Image: Vilariño o la indiferencia de los reptiles

Image: Vilariño o la indiferencia de los reptiles

Exposiciones

Vilariño o la indiferencia de los reptiles

Mar de afuera

27 abril, 2012 02:00

66°N (2), 2008

Círculo de Bellas Artes. Alcalá, 42. Madrid. Hasta el 8 de julio.

Esta es la primera exposición en Madrid desde que en 2007 recibiera el Premio Nacional de Fotografía. Manuel Vilariño la titula Mar de afuera, paisajes que sobrecogen como si la mirada guardase el temblor de una mariposa en vuelo.

Mar de Afuera o Mar de Fora es el nombre de una playa salvaje en la península de Finisterre pero es también una expresión con la que los marineros gallegos se refieren al océano, las aguas ya desprovistas del abrigo de las rías. Y es el título de esta exposición de Manuel Vilariño (A Coruña, 1952), la primera que hace en Madrid desde 2007, su mejor año profesional: recibió el Premio Nacional de Fotografía y representó a nuestro país en el Pabellón de España en Venecia. Su entonces comisario, Alberto Ruiz de Samaniego, vuelve a revisar su producción en los últimos años y nos propone una veintena de fotografías que reflejan, principalmente, la importancia que ha ido cobrando el paisaje en su obra.

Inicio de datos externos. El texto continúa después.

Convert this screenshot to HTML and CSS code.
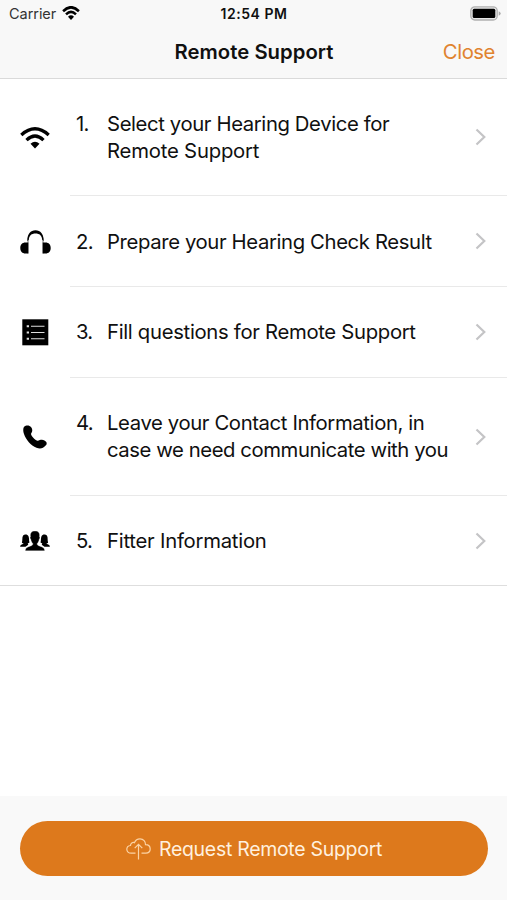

Vilariño siempre ha sido un artista ensimismado, que ha ido a contracorriente en su ambición de crear imágenes trascendentes. La muerte le ha rondado durante décadas pero en tiempos recientes le ha embestido de pleno, con consecuencias visibles en su trabajo fotográfico y literario: acaba de publicar Ruinas al despertar, su primer poemario, clave para adentrarse en estas imágenes. Encontramos en ellas una profunda belleza en la desolación, un frío y lúcido pesar. No es sólo porque las fotografías se hayan realizado en Islandia y en la más abrupta costa gallega: el frío está en el ojo, que despoja el paisaje de cualquier elemento anecdótico para encontrar un equilibrio perfecto de piedra, aire y agua. Y el pesar se manifiesta también como peso, densidad de lo visible que produce nieblas impenetrables y aguas coaguladas.

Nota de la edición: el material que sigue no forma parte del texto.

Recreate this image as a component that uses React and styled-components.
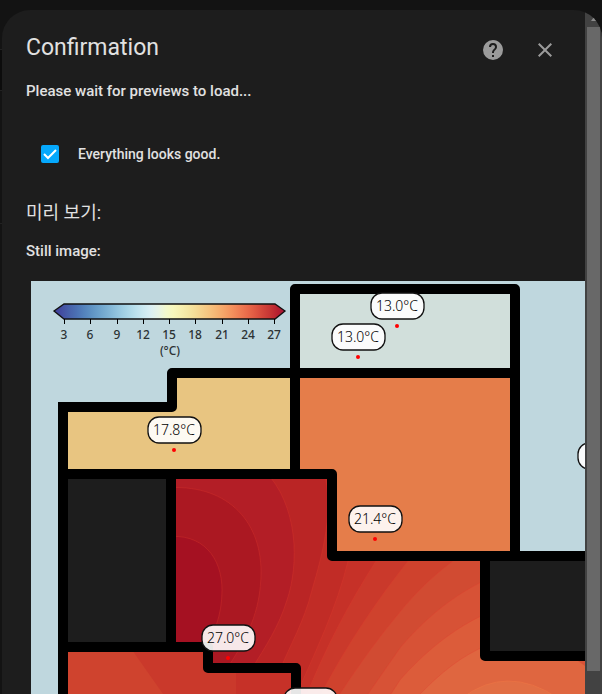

Manuel Vilariño describe la fotografía como mirada que petrifica, algo especialmente evidente en la serie de "retratos" de aves que también forma parte de la exposición, realizada en los ochenta pero hasta ahora inédita. En los ojos de cristal de todos estos pájaros disecados -una ficción de vida que tiene algo de trabajo escultórico- se refleja una ventana que enlaza con la irrupción posterior de los exteriores. Esas pequeñas ventanas funcionan, casi inadvertidas, como "cuadro dentro del cuadro" que no representa más que un resplandor vacío, un más allá que, en la lógica del reflejo, se situaría a nuestras espaldas. El animal ha tenido una presencia importantísima en la trayectoria del fotógrafo, que se ha acercado a él espiando la manifestación simultánea de la virulencia y de la fragilidad de la vida. Aquí nos ha traído cuatro grandes fotografías en blanco y negro, completamente desenfocadas, de una mariposa, un búho, un hurón y un rinoceronte, a cual más impresionante. Son monumentales fantasmas, también inmóviles; sólo sombras preñadas de un simbolismo que no necesita apoyarse en los referentes culturales, aunque los tenga, sino que se concreta en la existencia inconsciente pero aguda del animal. En consonancia con los tintes chamánicos que recorren su obra, estas imágenes parecen representar sueños en los que el espíritu animal se manifiesta.

En uno de sus versos, Vilariño habla de la "indiferencia de los reptiles". Y podemos imaginar que los paisajes pedregosos que nos muestra son sólo transitados por solitarios lagartos. En ellos no hay, como he dicho, movimiento, pero transmiten la idea de destino o lugar hacia el que nos hemos encaminado y en el que hemos encontrado un límite. Es claro en la secuencia Montaña negra, nube blanca, que documenta un recorrido por unas cumbres islandesas, al amanecer. Y en el tríptico -por primera vez en su obra en cajas de luz- sobre unos icebergs "enlutados", que flotan en el silencio sobrenatural de una Laguna Estigia. O en los verticales acantilados de la Playa de las Catedrales, aquí casi irreconocibles y transformados en emblema de la intemperie que rehúsa la presencia humana.